● Stated exercise
Print all of the lines exactly. Any picture among them stays out.

● Raw data

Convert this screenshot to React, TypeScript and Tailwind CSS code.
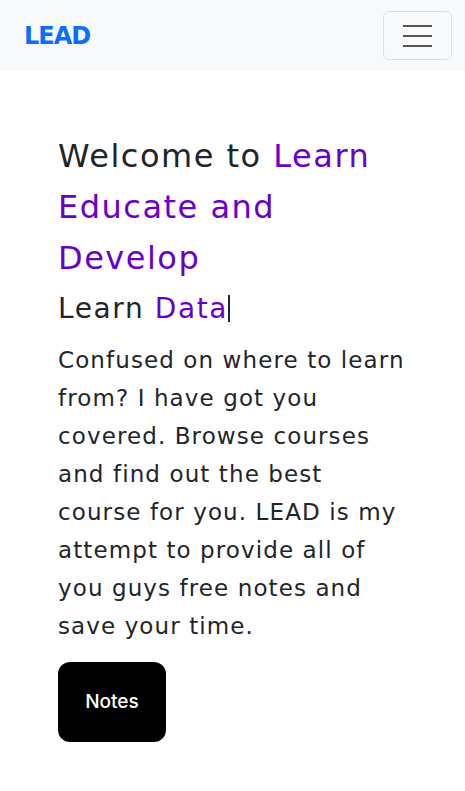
import { useState } from 'react';

const font = '"DejaVu Sans", "Noto Sans", sans-serif';

const Navbar = () => {
  const [open, setOpen] = useState(false);
  return (
    <nav className="bg-[#f8f9fa] h-[71px] flex items-center justify-between pl-6 pr-[13px]">
      <a href="#" className="text-[#0d6efd] text-[24px] font-bold tracking-[-1px] leading-none">LEAD</a>
      <button
        onClick={() => setOpen(!open)}
        className="w-[69px] h-[49px] rounded-[6px] border border-black/10 flex flex-col items-center justify-center gap-[8px]"
        aria-label="Toggle navigation"
      >
        <span className="block w-[29px] h-[2px] bg-[#555]" />
        <span className="block w-[29px] h-[2px] bg-[#555]" />
        <span className="block w-[29px] h-[2px] bg-[#555]" />
      </button>
    </nav>
  );
};

const App = () => {
  return (
    <div className="min-h-screen bg-white text-[#212529]" style={{ fontFamily: font }}>
      <Navbar />
      <main className="px-[58px] pt-[60px]">
        <h1 className="text-[32px] leading-[51px] font-normal tracking-[1.5px]">
          Welcome to <span className="text-[#6a00c8]">Learn Educate and Develop</span>
        </h1>
        <h3 className="text-[28px] leading-[50px] font-normal tracking-[1.6px]">
          Learn <span className="text-[#6a00c8]">Data</span>
          <span className="inline-block w-[2px] h-[27px] bg-[#212529] align-[-4px]" />
        </h3>
        <p className="text-[23px] leading-[38px] mt-[7px] tracking-[1.1px]">
          Confused on where to learn from? I have got you covered. Browse courses and find out the best course for you. LEAD is my attempt to provide all of you guys free notes and save your time.
        </p>
        <button className="block mt-[17px] w-[108px] h-[80px] rounded-[12px] bg-black text-white text-[19px] font-medium font-[Inter,sans-serif]">
          Notes
        </button>
      </main>
    </div>
  );
};

export default App;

● Result
Convert this screenshot to React, TypeScript and Tailwind CSS code.
import { useState } from 'react';

const font = '"DejaVu Sans", "Noto Sans", sans-serif';

const Navbar = () => {
  const [open, setOpen] = useState(false);
  return (
    <nav className="bg-[#f8f9fa] h-[71px] flex items-center justify-between pl-6 pr-[13px]">
      <a href="#" className="text-[#0d6efd] text-[24px] font-bold tracking-[-1px] leading-none">LEAD</a>
      <button
        onClick={() => setOpen(!open)}
        className="w-[69px] h-[49px] rounded-[6px] border border-black/10 flex flex-col items-center justify-center gap-[8px]"
        aria-label="Toggle navigation"
      >
        <span className="block w-[29px] h-[2px] bg-[#555]" />
        <span className="block w-[29px] h-[2px] bg-[#555]" />
        <span className="block w-[29px] h-[2px] bg-[#555]" />
      </button>
    </nav>
  );
};

const App = () => {
  return (
    <div className="min-h-screen bg-white text-[#212529]" style={{ fontFamily: font }}>
      <Navbar />
      <main className="px-[58px] pt-[60px]">
        <h1 className="text-[32px] leading-[51px] font-normal tracking-[1.5px]">
          Welcome to <span className="text-[#6a00c8]">Learn Educate and Develop</span>
        </h1>
        <h3 className="text-[28px] leading-[50px] font-normal tracking-[1.6px]">
          Learn <span className="text-[#6a00c8]">Data</span>
          <span className="inline-block w-[2px] h-[27px] bg-[#212529] align-[-4px]" />
        </h3>
        <p className="text-[23px] leading-[38px] mt-[7px] tracking-[1.1px]">
          Confused on where to learn from? I have got you covered. Browse courses and find out the best course for you. LEAD is my attempt to provide all of you guys free notes and save your time.
        </p>
        <button className="block mt-[17px] w-[108px] h-[80px] rounded-[12px] bg-black text-white text-[19px] font-medium font-[Inter,sans-serif]">
          Notes
        </button>
      </main>
    </div>
  );
};

export default App;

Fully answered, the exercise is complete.